In the simplest use-case (with arbitrary numbers for a clearer explanation), I created a spline along a road object. I also have a car object in a null. Instead of using the standard align to spline, I’d like to keyframe the speed of my car object (as it moves along the spline) from 0 cm/second to 1600 cm/second over the first 2 seconds. I then want it to stay at that speed until 6 seconds, when it slows to 250 cm/second during a turn, then accelerates back to 1600 cm/second. Then at 12 seconds, it begins to decelerate to 0 cm/s over the next 2 seconds.

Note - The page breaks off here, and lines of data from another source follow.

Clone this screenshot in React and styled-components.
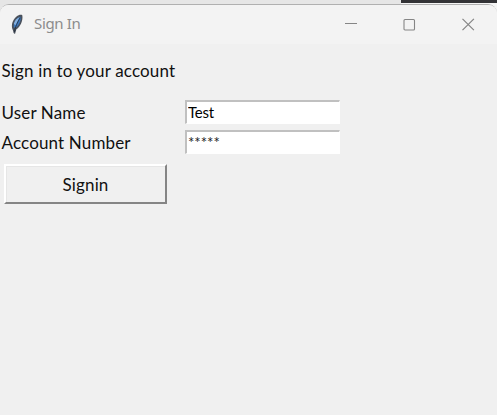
import React from 'react';
import styled, { createGlobalStyle } from 'styled-components';

const GlobalStyle = createGlobalStyle`
  * { box-sizing: border-box; }
  body { margin: 0; overflow: hidden; background: #e6e6e6; }
`;

const Desktop = styled.div`
  width: 497px;
  height: 415px;
  display: flex;
  flex-direction: column;
  background: linear-gradient(90deg, #e6e6e6 401px, #f5f5f5 401px);
`;

const Backdrop = styled.div`
  height: 4px;
  flex: none;
  display: flex;
  justify-content: flex-end;
`;

const DarkStrip = styled.div`
  width: 96px;
  height: 3px;
  background: #333336;
`;

const Window = styled.main`
  flex: 1;
  display: flex;
  flex-direction: column;
  border-top: 1px solid #b0b0b0;
  border-radius: 9px 9px 0 0;
  background: #f0f0f0;
  overflow: hidden;
`;

const TitleBar = styled.header`
  height: 39px;
  flex: none;
  display: flex;
  align-items: center;
  padding: 0 22px 1px 10px;
  background: #f3f3f3;
`;

const Title = styled.h1`
  flex: 1;
  margin: 0 0 2px 10px;
  font: 400 15px/20px "Noto Sans", sans-serif;
  letter-spacing: -0.35px;
  color: #8c8c8c;
`;

const Controls = styled.div`
  display: flex;
  gap: 46px;
`;

const ControlButton = styled.button`
  display: block;
  width: 13px;
  height: 13px;
  padding: 0;
  border: 0;
  background: none;
  svg { display: block; }
`;

const Form = styled.form`
  display: flex;
  flex-direction: column;
  align-items: flex-start;
  padding-top: 16px;
`;

const Text = styled.span`
  font: 400 17px/22px Lato, sans-serif;
  letter-spacing: 0.15px;
  white-space: nowrap;
  color: #111;
`;

const Heading = styled.div`
  height: 22px;
  padding-left: 1.5px;
  margin-bottom: 18px;
`;

const Row = styled.label`
  display: grid;
  grid-template-columns: 183.5px 155px;
  align-items: center;
  height: 24px;
  padding-left: 1.5px;
  margin-bottom: 6px;
  ${Text} { padding-top: 2px; }
`;

const Entry = styled.input`
  width: 155px;
  height: 24px;
  padding: 0 0 1px 1px;
  border: 0 solid #fff;
  border-width: 2px 1px 1px 2px;
  border-top-color: #c0c0c0;
  border-left-color: #c0c0c0;
  border-radius: 0;
  outline: 0;
  background: #fff;
  color: ${(p) => p.$ink || '#000'};
  font: 400 15px/18px Lato, sans-serif;
  letter-spacing: ${(p) => p.$spacing || 0}px;
`;

const SubmitButton = styled.button`
  width: 163px;
  height: 40px;
  margin: 4px 0 0 4px;
  padding: 1px 0 0;
  border: 2px solid;
  border-color: #fff #858585 #858585 #fff;
  border-radius: 0;
  background: #f0f0f0;
  box-shadow: inset 1px 1px #e6e6e6;
`;

const Feather = () => (
  <svg width="14" height="21" viewBox="0 0 14 21">
    <path d="M3 16.5C.8 12 2 6.5 6.5 2.5c2-1.8 5-2 5.8-1.2.9 5-1.8 11.6-5.9 14L5 20l-1.4-1z" fill="#4a515c" />
    <path d="M3.8 13.5C3.2 9.5 5.5 4.5 10.8 2.8c.3 4.4-2.4 9.2-4.8 10.8z" fill="#3d78bd" />
    <path d="M3.8 10C4.8 6.3 7 4 9.4 3.2L5.7 11z" fill="#85b0df" />
    <path d="M10.3 3.6C7.6 8 5.2 12.6 4.4 18" fill="none" stroke="#202b3a" strokeWidth=".8" />
  </svg>
);

const App = () => (
  <>
    <GlobalStyle />
    <Desktop>
      <Backdrop><DarkStrip /></Backdrop>
      <Window>
        <TitleBar>
          <Feather />
          <Title>Sign In</Title>
          <Controls>
            <ControlButton aria-label="Minimize">
              <svg width="13" height="13"><path d="M.5 5.5h12" stroke="#858585" strokeWidth="1" shapeRendering="crispEdges" /></svg>
            </ControlButton>
            <ControlButton aria-label="Maximize">
              <svg width="13" height="13"><rect x="1" y="1.5" width="10.5" height="10.5" rx="1" fill="none" stroke="#858585" strokeWidth="1.1" /></svg>
            </ControlButton>
            <ControlButton aria-label="Close">
              <svg width="13" height="13"><path d="M.5.8l11.4 11.4M11.9.8L.5 12.2" stroke="#858585" strokeWidth="1.2" /></svg>
            </ControlButton>
          </Controls>
        </TitleBar>
        <Form>
          <Heading><Text>Sign in to your account</Text></Heading>
          <Row>
            <Text>User Name</Text>
            <Entry defaultValue="Test" $spacing={-0.2} />
          </Row>
          <Row>
            <Text>Account Number</Text>
            <Entry defaultValue="*****" $ink="#222" />
          </Row>
          <SubmitButton type="button"><Text>Signin</Text></SubmitButton>
        </Form>
      </Window>
    </Desktop>
  </>
);

export default App;
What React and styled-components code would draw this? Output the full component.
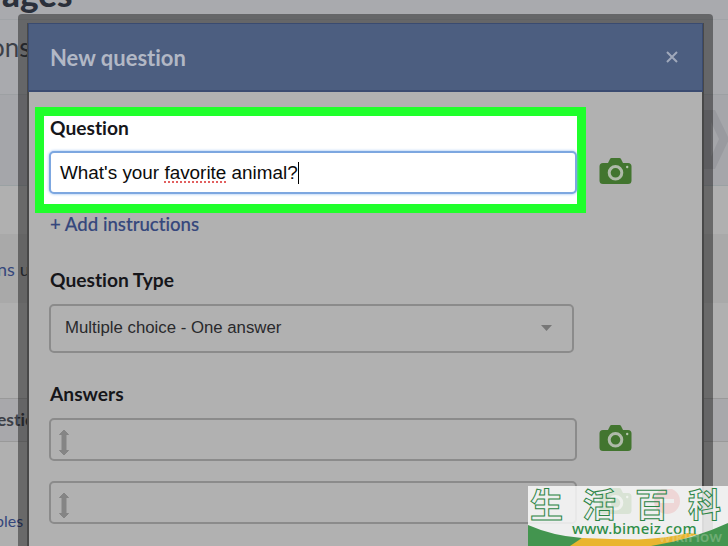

I managed to make this happen in Xpresso with a node structure that takes a starting point along the spline (set via user data), an initial speed (set via user data), calculates the per-frame movement necessary with that speed, identifies the current position of null, and then calculates and sets the new position of the null. This works as I had hoped, however, it only works when playing forward. If the timeline is scrubbed or you move back a frame, it breaks.
I also built a rig in which the initial speed, acceleration, max speed, start time of deceleration, and rate of deceleration were manually entered. This was vastly more complicated both to build and use. What’s more, it only allowed for a single acceleration and deceleration. However, because acceleration, max speed, and deceleration were defined, the position at any given point could be calculated as a function. This allowed me to set that position independent of playback direction, which allowed easy, reliable scrubbing.
Is there a way to make my rig which uses only speed work independent of playback? I’m attaching that rig below.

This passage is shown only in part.